10. Uncle Dibbs Braided Salmon

If you’ve read the first part of this article, Uncle Dibbs was mentioned as a good go-to source for how to braid salmon. Now, let’s share his phenomenal recipe that’s bound to win over foodie fans. The recipe shared here is a variant of his original as we’ve stuck with the two-pound salmon fillets the whole time.


  • Preheat the oven to 375 degrees Fahrenheit.
  • Gently grease a baking dish with cooking spray, then line it with the lemon slices.
  • Place the braided salmon in the baking dish.

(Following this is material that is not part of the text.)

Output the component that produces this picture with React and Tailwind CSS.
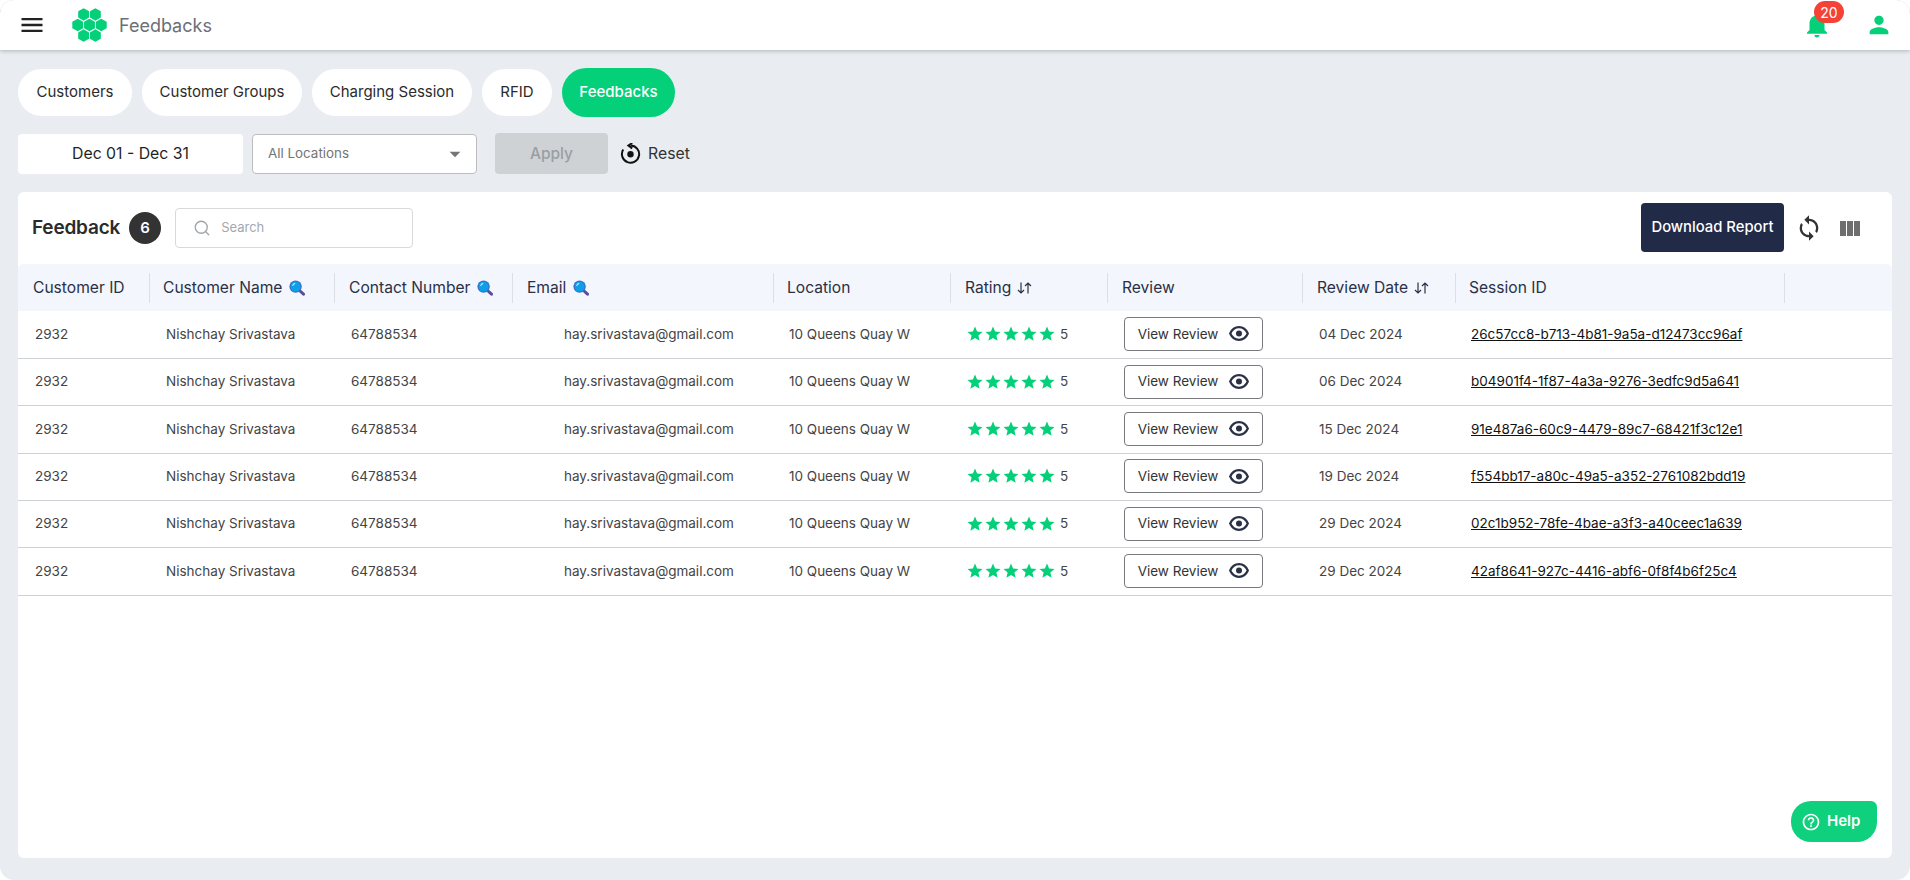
import { Search } from 'lucide-react';
import {
  MdArrowDropDown,
  MdHelpOutline,
  MdMenu,
  MdNotifications,
  MdPerson,
  MdStar,
  MdSync,
} from 'react-icons/md';

const TABS = [
  { label: 'Customers', width: 'w-[114px]' },
  { label: 'Customer Groups', width: 'w-[160px]' },
  { label: 'Charging Session', width: 'w-[160px]' },
  { label: 'RFID', width: 'w-[70px]' },
  { label: 'Feedbacks', width: 'w-[113px]', active: true },
];

const COLUMNS = [
  { label: 'Customer ID', width: 'w-[132px]', pad: 'pl-[15px]' },
  { label: 'Customer Name', width: 'w-[185px]', pad: 'pl-[13px]', search: true },
  { label: 'Contact Number', width: 'w-[178px]', pad: 'pl-[14px]', search: true },
  { label: 'Email', width: 'w-[261px]', pad: 'pl-[14px]', search: true },
  { label: 'Location', width: 'w-[177px]', pad: 'pl-[13px]' },
  { label: 'Rating', width: 'w-[157px]', pad: 'pl-[14px]', sort: true },
  { label: 'Review', width: 'w-[195px]', pad: 'pl-[14px]' },
  { label: 'Review Date', width: 'w-[153px]', pad: 'pl-[14px]', sort: true },
  { label: 'Session ID', width: 'w-[329px]', pad: 'pl-[13px]' },
  { label: '', width: 'w-[107px]', pad: '' },
];

const ROWS = [
  { date: '04 Dec 2024', session: '26c57cc8-b713-4b81-9a5a-d12473cc96af' },
  { date: '06 Dec 2024', session: 'b04901f4-1f87-4a3a-9276-3edfc9d5a641' },
  { date: '15 Dec 2024', session: '91e487a6-60c9-4479-89c7-68421f3c12e1' },
  { date: '19 Dec 2024', session: 'f554bb17-a80c-49a5-a352-2761082bdd19' },
  { date: '29 Dec 2024', session: '02c1b952-78fe-4bae-a3f3-a40ceec1a639' },
  { date: '29 Dec 2024', session: '42af8641-927c-4416-abf6-0f8f4b6f25c4' },
];

const HEX_CENTERS = [
  [11.75, 6.3],
  [23.65, 6.3],
  [5.8, 17],
  [17.7, 17],
  [29.6, 17],
  [11.75, 27.7],
  [23.65, 27.7],
];

const Logo = () => (
  <svg viewBox="0 0 35.4 34" className="w-[35px] h-[34px]" fill="#05d07a">
    {HEX_CENTERS.map(([x, y]) => (
      <polygon
        key={`${x}-${y}`}
        points={`${x},${y - 6.3} ${x + 5.5},${y - 3.2} ${x + 5.5},${y + 3.2} ${x},${y + 6.3} ${x - 5.5},${y + 3.2} ${x - 5.5},${y - 3.2}`}
      />
    ))}
  </svg>
);

// the blue magnifier emoji next to the searchable headers
const SearchEmoji = () => (
  <svg viewBox="0 0 16 16" className="w-[16px] h-[16px] ml-[7px] shrink-0">
    <path d="M10.5 10.5 L14.5 14.2" stroke="#5e4b9c" strokeWidth="3" strokeLinecap="round" />
    <circle cx="6.6" cy="6.6" r="6.2" fill="#3d6fc4" />
    <circle cx="6.6" cy="6.6" r="5" fill="#0f9ee8" />
    <path d="M3.6 6 Q4 3.8 6.2 3.4" stroke="#bfe8ff" strokeWidth="1.1" fill="none" />
  </svg>
);

const SortArrows = () => (
  <svg viewBox="0 0 15 12" className="w-[15px] h-[12px] ml-[6px]" fill="none" stroke="#2a3045" strokeWidth="1.2">
    <path d="M4 0.5 V11 M1 8 L4 11 L7 8" />
    <path d="M11 11.5 V1 M8 4 L11 1 L14 4" />
  </svg>
);

const ResetIcon = () => (
  <svg viewBox="0 0 22 22" className="ml-[12px] w-[22px] h-[22px]" fill="none" stroke="#111" strokeWidth="2">
    <path d="M10.5 2.5 A8.6 8.6 0 1 1 3.2 6.6" />
    <path d="M12.2 0 L8.4 2.6 L12.2 5.4" />
    <circle cx="10.5" cy="11.2" r="3.2" fill="#111" stroke="none" />
  </svg>
);

const EyeIcon = () => (
  <svg viewBox="0 0 20 15" className="ml-[11px] w-[20px] h-[15px]" fill="none" stroke="#2a3045" strokeWidth="2.2">
    <path d="M1.2 7.5 C3 3.4 6.2 1.2 10 1.2 C13.8 1.2 17 3.4 18.8 7.5 C17 11.6 13.8 13.8 10 13.8 C6.2 13.8 3 11.6 1.2 7.5 Z" />
    <circle cx="10" cy="7.5" r="3" fill="#2a3045" stroke="none" />
  </svg>
);

const ColumnsIcon = () => (
  <svg viewBox="0 0 20 15" className="ml-[17px] w-[20px] h-[15px]" fill="#6e6e6e">
    <rect x="0" y="0" width="6" height="15" />
    <rect x="7" y="0" width="6" height="15" />
    <rect x="14" y="0" width="6" height="15" />
  </svg>
);

const Stars = () => (
  <span className="flex items-center">
    {[0, 1, 2, 3, 4].map((i) => (
      <MdStar key={i} className="w-[18px] h-[18px] text-[#05d07a]" />
    ))}
  </span>
);

const App = () => {
  return (
    <div className="w-[1910px] h-[880px] bg-white overflow-hidden font-['Inter',sans-serif]">
      <div className="relative h-full bg-[#e9edf2] rounded-[14px] overflow-hidden">
        <header className="h-[50px] bg-white flex items-center rounded-t-[14px] shadow-[0_1px_4px_rgba(0,0,0,0.25)] pl-[18px] pr-[17px]">
          <MdMenu className="w-[28px] h-[28px] text-[#222]" />
          <span className="ml-[26px]">
            <Logo />
          </span>
          <span className="ml-[12px] text-[18px] text-[#6b6f76]">Feedbacks</span>
          <div className="ml-auto flex items-center">
            <div className="relative">
              <MdNotifications className="w-[30px] h-[30px] text-[#05d07a]" />
              <span className="absolute -top-[9px] left-[12px] w-[30px] h-[22px] rounded-full bg-[#f44336] text-white text-[14px] flex items-center justify-center">
                20
              </span>
            </div>
            <MdPerson className="ml-[33px] w-[28px] h-[28px] text-[#05d07a]" />
          </div>
        </header>

        <main className="pl-[18px] pr-[18px]">
          <nav className="flex items-center gap-[10px] mt-[18px] h-[49px]">
            {TABS.map((tab) => (
              <button
                key={tab.label}
                type="button"
                className={`${tab.width} rounded-full flex items-center justify-center pb-px text-[15px] whitespace-nowrap ${
                  tab.active ? 'h-[49px] bg-[#05d07a] text-white font-medium' : 'h-[47px] bg-white text-[#2b2b2b]'
                }`}
              >
                {tab.label}
              </button>
            ))}
          </nav>

          <div className="flex items-center mt-[16px] h-[41px]">
            <div className="w-[225px] h-[40px] bg-white rounded-[4px] flex items-center justify-center text-[15.8px] text-[#1f1f1f]">
              Dec 01 - Dec 31
            </div>
            <div className="ml-[9px] w-[225px] h-[40px] bg-white border border-[#bdbdbd] rounded-[4px] flex items-center pl-[15px] pr-[8px] text-[13.4px] text-[#757575]">
              All Locations
              <MdArrowDropDown className="ml-auto w-[26px] h-[26px] text-[#757575]" />
            </div>
            <button
              type="button"
              className="ml-[18px] w-[113px] h-[41px] rounded-[4px] bg-[#ced2d5] text-[#9a9ea2] text-[15.5px] font-medium"
            >
              Apply
            </button>
            <ResetIcon />
            <span className="ml-[6px] text-[15.8px] text-[#333]">Reset</span>
          </div>

          <section className="mt-[18px] h-[666px] bg-white rounded-[6px]">
            <div className="h-[72px] flex items-center pl-[14px] pr-[32px]">
              <h2 className="text-[19px] font-semibold text-[#2b2b2b] tracking-[-0.2px]">Feedback</h2>
              <span className="ml-[9px] w-[32px] h-[32px] rounded-full bg-[#333] text-white text-[15px] font-semibold flex items-center justify-center">
                6
              </span>
              <div className="ml-[14px] mb-px w-[238px] h-[40px] border border-[#d9d9d9] rounded-[4px] flex items-center pl-[17px] text-[13px] text-[#a5a8ad]">
                <Search className="w-[18px] h-[18px] text-[#a0a4a8] mr-[10px]" strokeWidth={1.75} />
                Search
              </div>
              <button
                type="button"
                className="ml-auto mb-[2px] w-[143px] h-[49px] rounded-[4px] bg-[#212a47] text-white text-[14.8px] font-medium"
              >
                Download Report
              </button>
              <MdSync className="ml-[11px] w-[28px] h-[28px] text-[#333]" />
              <ColumnsIcon />
            </div>

            <table className="table-fixed w-[1874px] border-collapse text-left">
              <thead>
                <tr className="h-[47px] bg-[#f3f6fd]">
                  {COLUMNS.map((col, i) => (
                    <th key={col.label || i} className={`${col.width} p-0 font-normal first:rounded-tl-[5px] last:rounded-tr-[5px]`}>
                      <div
                        className={`flex items-center h-[30px] text-[15.6px] text-[#2a3045] ${
                          i < 9 ? 'border-r border-[#dcdfe6]' : ''
                        } ${col.pad}`}
                      >
                        {col.label}
                        {col.search && <SearchEmoji />}
                        {col.sort && <SortArrows />}
                      </div>
                    </th>
                  ))}
                </tr>
              </thead>
              <tbody className="text-[13.5px] text-[#444]">
                {ROWS.map((row) => (
                  <tr key={row.session} className="h-[47.35px] border-b border-[#d0d2d8]">
                    <td className="pl-[17px] pb-px">2932</td>
                    <td className="pl-[16px] pb-px">Nishchay Srivastava</td>
                    <td className="pl-[16px] pb-px">64788534</td>
                    <td className="pl-[51px] pb-px">hay.srivastava@gmail.com</td>
                    <td className="pl-[15px] pb-px">10 Queens Quay W</td>
                    <td className="pl-[15px] pb-px">
                      <span className="flex items-center gap-[4px]">
                        <Stars />
                        5
                      </span>
                    </td>
                    <td className="pl-[16px] pb-px">
                      <button
                        type="button"
                        className="w-[139px] h-[34px] border border-[#77797c] rounded-[4px] flex items-center justify-center text-[#333]"
                      >
                        View Review
                        <EyeIcon />
                      </button>
                    </td>
                    <td className="pl-[16px] pb-px">{row.date}</td>
                    <td className="pl-[15px] pb-px">
                      <a href="#session" className="underline text-[#111]">
                        {row.session}
                      </a>
                    </td>
                    <td />
                  </tr>
                ))}
              </tbody>
            </table>
          </section>
        </main>

        <button
          type="button"
          className="absolute left-[1791px] top-[801px] w-[86px] h-[41px] rounded-tl-[20px] rounded-bl-[20px] rounded-tr-[6px] rounded-br-[20px] bg-[#0fd07c] text-white text-[15px] font-semibold flex items-center pl-[10px]"
        >
          <MdHelpOutline className="w-[20px] h-[20px] mr-[6px]" />
          Help
        </button>
      </div>
    </div>
  );
};

export default App;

  • In a small bowl, whisk the melted butter, the minced garlic, and the Uncle Dibbz seasoning blend.
  • Drizzle the seasoned butter mix over the salmon, making sure it’s all evenly coated.
  • If you wish, top the braided salmon with some fresh dill.
  • Bake this prepared dish in the oven for about twenty minutes, or at least until you can tell the salmon is nice and flaky, ready to serve.